BTW - hardened steel works very well in cast iron and should have a similar
CoE. Starting with 3/8" silver steel, rough turning to leave a few thou on the
o/d, heat and quench and then grind to size wouldn't be an expensive way of
making a piston.
Having further considered your device in some detail and with readily available
information on Google I've come to the following conclusions.
High pressure gas pumps won't work without elastomeric seals. Compression of
oxygen to high pressures can generate temperatures that will ignite elastomeric
seals and even the metal surfaces of the device and particulate contaminants
can provide a fuel source for high temperature oxidisation and ignition.

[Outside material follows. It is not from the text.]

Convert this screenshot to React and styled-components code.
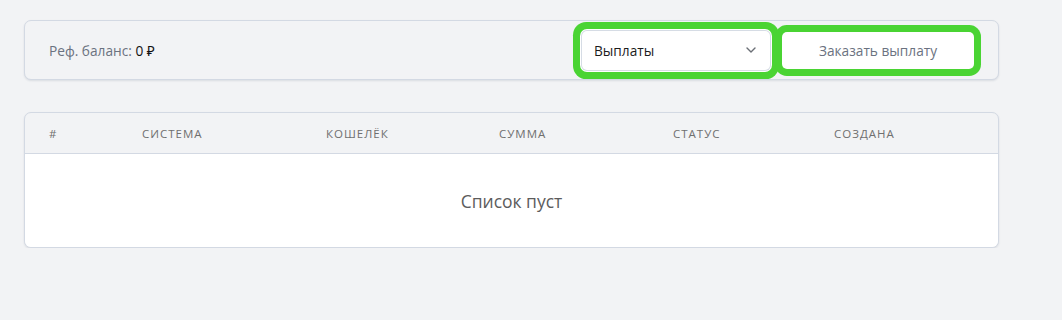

Choice of materials is critical. Brass, which will melt but not burn, is
favoured and anodised aluminium (aluminium oxide) is inert to a considerable
extent. Ferrous materials are not.
What you are proposing is potentially dangerous to a degree that I had not
really considered previously. I'm not saying it can't be done but I suggest it
can possibly only be done with considerable testing and expertise in similar
systems. Most of the devices I've found detail about online are noted as not to
be used with high pressure hydrogen or oxygen.
What you are currently trying to build might very well kill you and I think it
best that myself and anyone else not experienced in high pressure oxygen
systems bow out from giving further advice.